--- start of Input material ---

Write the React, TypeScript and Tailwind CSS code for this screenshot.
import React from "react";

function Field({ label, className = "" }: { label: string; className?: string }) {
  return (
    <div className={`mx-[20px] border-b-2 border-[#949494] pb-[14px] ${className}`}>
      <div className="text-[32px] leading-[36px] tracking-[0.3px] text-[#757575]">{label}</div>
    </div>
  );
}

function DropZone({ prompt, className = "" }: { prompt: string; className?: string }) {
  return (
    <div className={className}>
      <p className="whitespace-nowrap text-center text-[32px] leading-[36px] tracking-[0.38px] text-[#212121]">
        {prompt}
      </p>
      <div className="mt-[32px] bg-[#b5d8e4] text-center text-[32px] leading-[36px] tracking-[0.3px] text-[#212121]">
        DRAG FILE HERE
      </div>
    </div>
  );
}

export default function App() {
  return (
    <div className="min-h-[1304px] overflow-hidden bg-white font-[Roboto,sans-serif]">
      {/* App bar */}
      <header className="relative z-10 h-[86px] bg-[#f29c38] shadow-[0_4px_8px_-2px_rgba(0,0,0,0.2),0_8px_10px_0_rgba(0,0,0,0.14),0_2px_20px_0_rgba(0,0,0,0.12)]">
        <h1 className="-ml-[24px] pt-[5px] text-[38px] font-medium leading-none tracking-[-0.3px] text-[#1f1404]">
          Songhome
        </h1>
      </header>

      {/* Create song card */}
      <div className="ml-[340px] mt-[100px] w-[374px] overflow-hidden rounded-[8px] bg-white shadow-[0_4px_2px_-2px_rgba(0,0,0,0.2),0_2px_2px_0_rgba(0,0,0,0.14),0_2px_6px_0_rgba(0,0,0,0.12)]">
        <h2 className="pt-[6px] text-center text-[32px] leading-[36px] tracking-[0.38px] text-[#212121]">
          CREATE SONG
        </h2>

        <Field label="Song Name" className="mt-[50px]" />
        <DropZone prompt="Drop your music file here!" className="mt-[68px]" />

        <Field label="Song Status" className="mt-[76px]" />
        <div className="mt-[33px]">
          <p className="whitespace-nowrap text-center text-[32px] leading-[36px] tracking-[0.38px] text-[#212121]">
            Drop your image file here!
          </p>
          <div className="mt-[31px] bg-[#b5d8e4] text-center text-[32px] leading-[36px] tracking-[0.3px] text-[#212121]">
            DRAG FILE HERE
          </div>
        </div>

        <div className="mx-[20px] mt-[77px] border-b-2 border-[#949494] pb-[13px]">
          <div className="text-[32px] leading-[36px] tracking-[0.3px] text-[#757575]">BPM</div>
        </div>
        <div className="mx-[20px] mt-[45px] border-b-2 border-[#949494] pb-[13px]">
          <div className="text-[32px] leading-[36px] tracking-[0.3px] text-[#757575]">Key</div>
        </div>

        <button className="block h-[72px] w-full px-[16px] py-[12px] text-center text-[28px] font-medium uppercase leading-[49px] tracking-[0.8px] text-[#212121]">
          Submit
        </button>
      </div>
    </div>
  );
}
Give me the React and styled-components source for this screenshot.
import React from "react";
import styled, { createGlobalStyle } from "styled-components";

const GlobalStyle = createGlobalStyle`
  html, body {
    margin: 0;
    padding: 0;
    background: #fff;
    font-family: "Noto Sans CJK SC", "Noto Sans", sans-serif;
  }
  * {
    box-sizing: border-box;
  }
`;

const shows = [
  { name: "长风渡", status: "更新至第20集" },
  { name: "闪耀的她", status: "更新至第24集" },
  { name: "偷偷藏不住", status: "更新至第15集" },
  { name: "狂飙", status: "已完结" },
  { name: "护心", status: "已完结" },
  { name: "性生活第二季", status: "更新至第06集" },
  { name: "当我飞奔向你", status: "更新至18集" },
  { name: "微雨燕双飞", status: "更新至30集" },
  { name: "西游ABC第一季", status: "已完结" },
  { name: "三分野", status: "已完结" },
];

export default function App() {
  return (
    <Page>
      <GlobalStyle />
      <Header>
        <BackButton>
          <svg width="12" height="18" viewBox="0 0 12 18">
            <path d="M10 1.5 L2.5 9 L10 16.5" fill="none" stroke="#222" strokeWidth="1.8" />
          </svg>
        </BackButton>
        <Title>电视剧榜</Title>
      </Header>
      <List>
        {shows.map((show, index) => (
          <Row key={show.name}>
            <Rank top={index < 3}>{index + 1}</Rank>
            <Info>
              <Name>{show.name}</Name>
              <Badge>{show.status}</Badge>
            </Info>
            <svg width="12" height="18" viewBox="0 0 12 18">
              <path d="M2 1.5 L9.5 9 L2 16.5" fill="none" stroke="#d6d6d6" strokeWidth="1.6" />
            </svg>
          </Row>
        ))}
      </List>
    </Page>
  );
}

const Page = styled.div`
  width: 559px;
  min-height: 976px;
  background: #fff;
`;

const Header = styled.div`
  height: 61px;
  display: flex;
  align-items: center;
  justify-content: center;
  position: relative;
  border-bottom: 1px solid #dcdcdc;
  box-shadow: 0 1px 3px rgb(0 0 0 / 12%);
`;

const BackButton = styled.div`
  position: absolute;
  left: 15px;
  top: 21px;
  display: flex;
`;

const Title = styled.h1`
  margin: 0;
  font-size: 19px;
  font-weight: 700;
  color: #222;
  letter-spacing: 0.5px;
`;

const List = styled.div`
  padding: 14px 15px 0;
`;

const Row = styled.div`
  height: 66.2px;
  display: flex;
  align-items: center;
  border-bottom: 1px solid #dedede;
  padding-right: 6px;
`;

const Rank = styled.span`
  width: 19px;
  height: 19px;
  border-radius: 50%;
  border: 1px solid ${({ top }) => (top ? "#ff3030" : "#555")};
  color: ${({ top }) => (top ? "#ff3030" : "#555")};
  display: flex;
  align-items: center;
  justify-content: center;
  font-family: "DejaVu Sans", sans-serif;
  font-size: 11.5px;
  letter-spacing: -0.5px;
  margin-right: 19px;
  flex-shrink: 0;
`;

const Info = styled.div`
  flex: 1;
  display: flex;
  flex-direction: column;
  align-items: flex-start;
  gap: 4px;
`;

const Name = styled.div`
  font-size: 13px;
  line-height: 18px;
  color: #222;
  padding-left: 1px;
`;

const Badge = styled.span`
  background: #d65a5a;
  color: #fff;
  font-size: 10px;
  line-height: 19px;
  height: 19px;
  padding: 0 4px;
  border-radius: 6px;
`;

--- end of Input material ---

> [Aim of the task]: Faithfully reproduce all of the records, character for character.

> [Reply]:
Write the React, TypeScript and Tailwind CSS code for this screenshot.
import React from "react";

function Field({ label, className = "" }: { label: string; className?: string }) {
  return (
    <div className={`mx-[20px] border-b-2 border-[#949494] pb-[14px] ${className}`}>
      <div className="text-[32px] leading-[36px] tracking-[0.3px] text-[#757575]">{label}</div>
    </div>
  );
}

function DropZone({ prompt, className = "" }: { prompt: string; className?: string }) {
  return (
    <div className={className}>
      <p className="whitespace-nowrap text-center text-[32px] leading-[36px] tracking-[0.38px] text-[#212121]">
        {prompt}
      </p>
      <div className="mt-[32px] bg-[#b5d8e4] text-center text-[32px] leading-[36px] tracking-[0.3px] text-[#212121]">
        DRAG FILE HERE
      </div>
    </div>
  );
}

export default function App() {
  return (
    <div className="min-h-[1304px] overflow-hidden bg-white font-[Roboto,sans-serif]">
      {/* App bar */}
      <header className="relative z-10 h-[86px] bg-[#f29c38] shadow-[0_4px_8px_-2px_rgba(0,0,0,0.2),0_8px_10px_0_rgba(0,0,0,0.14),0_2px_20px_0_rgba(0,0,0,0.12)]">
        <h1 className="-ml-[24px] pt-[5px] text-[38px] font-medium leading-none tracking-[-0.3px] text-[#1f1404]">
          Songhome
        </h1>
      </header>

      {/* Create song card */}
      <div className="ml-[340px] mt-[100px] w-[374px] overflow-hidden rounded-[8px] bg-white shadow-[0_4px_2px_-2px_rgba(0,0,0,0.2),0_2px_2px_0_rgba(0,0,0,0.14),0_2px_6px_0_rgba(0,0,0,0.12)]">
        <h2 className="pt-[6px] text-center text-[32px] leading-[36px] tracking-[0.38px] text-[#212121]">
          CREATE SONG
        </h2>

        <Field label="Song Name" className="mt-[50px]" />
        <DropZone prompt="Drop your music file here!" className="mt-[68px]" />

        <Field label="Song Status" className="mt-[76px]" />
        <div className="mt-[33px]">
          <p className="whitespace-nowrap text-center text-[32px] leading-[36px] tracking-[0.38px] text-[#212121]">
            Drop your image file here!
          </p>
          <div className="mt-[31px] bg-[#b5d8e4] text-center text-[32px] leading-[36px] tracking-[0.3px] text-[#212121]">
            DRAG FILE HERE
          </div>
        </div>

        <div className="mx-[20px] mt-[77px] border-b-2 border-[#949494] pb-[13px]">
          <div className="text-[32px] leading-[36px] tracking-[0.3px] text-[#757575]">BPM</div>
        </div>
        <div className="mx-[20px] mt-[45px] border-b-2 border-[#949494] pb-[13px]">
          <div className="text-[32px] leading-[36px] tracking-[0.3px] text-[#757575]">Key</div>
        </div>

        <button className="block h-[72px] w-full px-[16px] py-[12px] text-center text-[28px] font-medium uppercase leading-[49px] tracking-[0.8px] text-[#212121]">
          Submit
        </button>
      </div>
    </div>
  );
}
Give me the React and styled-components source for this screenshot.
import React from "react";
import styled, { createGlobalStyle } from "styled-components";

const GlobalStyle = createGlobalStyle`
  html, body {
    margin: 0;
    padding: 0;
    background: #fff;
    font-family: "Noto Sans CJK SC", "Noto Sans", sans-serif;
  }
  * {
    box-sizing: border-box;
  }
`;

const shows = [
  { name: "长风渡", status: "更新至第20集" },
  { name: "闪耀的她", status: "更新至第24集" },
  { name: "偷偷藏不住", status: "更新至第15集" },
  { name: "狂飙", status: "已完结" },
  { name: "护心", status: "已完结" },
  { name: "性生活第二季", status: "更新至第06集" },
  { name: "当我飞奔向你", status: "更新至18集" },
  { name: "微雨燕双飞", status: "更新至30集" },
  { name: "西游ABC第一季", status: "已完结" },
  { name: "三分野", status: "已完结" },
];

export default function App() {
  return (
    <Page>
      <GlobalStyle />
      <Header>
        <BackButton>
          <svg width="12" height="18" viewBox="0 0 12 18">
            <path d="M10 1.5 L2.5 9 L10 16.5" fill="none" stroke="#222" strokeWidth="1.8" />
          </svg>
        </BackButton>
        <Title>电视剧榜</Title>
      </Header>
      <List>
        {shows.map((show, index) => (
          <Row key={show.name}>
            <Rank top={index < 3}>{index + 1}</Rank>
            <Info>
              <Name>{show.name}</Name>
              <Badge>{show.status}</Badge>
            </Info>
            <svg width="12" height="18" viewBox="0 0 12 18">
              <path d="M2 1.5 L9.5 9 L2 16.5" fill="none" stroke="#d6d6d6" strokeWidth="1.6" />
            </svg>
          </Row>
        ))}
      </List>
    </Page>
  );
}

const Page = styled.div`
  width: 559px;
  min-height: 976px;
  background: #fff;
`;

const Header = styled.div`
  height: 61px;
  display: flex;
  align-items: center;
  justify-content: center;
  position: relative;
  border-bottom: 1px solid #dcdcdc;
  box-shadow: 0 1px 3px rgb(0 0 0 / 12%);
`;

const BackButton = styled.div`
  position: absolute;
  left: 15px;
  top: 21px;
  display: flex;
`;

const Title = styled.h1`
  margin: 0;
  font-size: 19px;
  font-weight: 700;
  color: #222;
  letter-spacing: 0.5px;
`;

const List = styled.div`
  padding: 14px 15px 0;
`;

const Row = styled.div`
  height: 66.2px;
  display: flex;
  align-items: center;
  border-bottom: 1px solid #dedede;
  padding-right: 6px;
`;

const Rank = styled.span`
  width: 19px;
  height: 19px;
  border-radius: 50%;
  border: 1px solid ${({ top }) => (top ? "#ff3030" : "#555")};
  color: ${({ top }) => (top ? "#ff3030" : "#555")};
  display: flex;
  align-items: center;
  justify-content: center;
  font-family: "DejaVu Sans", sans-serif;
  font-size: 11.5px;
  letter-spacing: -0.5px;
  margin-right: 19px;
  flex-shrink: 0;
`;

const Info = styled.div`
  flex: 1;
  display: flex;
  flex-direction: column;
  align-items: flex-start;
  gap: 4px;
`;

const Name = styled.div`
  font-size: 13px;
  line-height: 18px;
  color: #222;
  padding-left: 1px;
`;

const Badge = styled.span`
  background: #d65a5a;
  color: #fff;
  font-size: 10px;
  line-height: 19px;
  height: 19px;
  padding: 0 4px;
  border-radius: 6px;
`;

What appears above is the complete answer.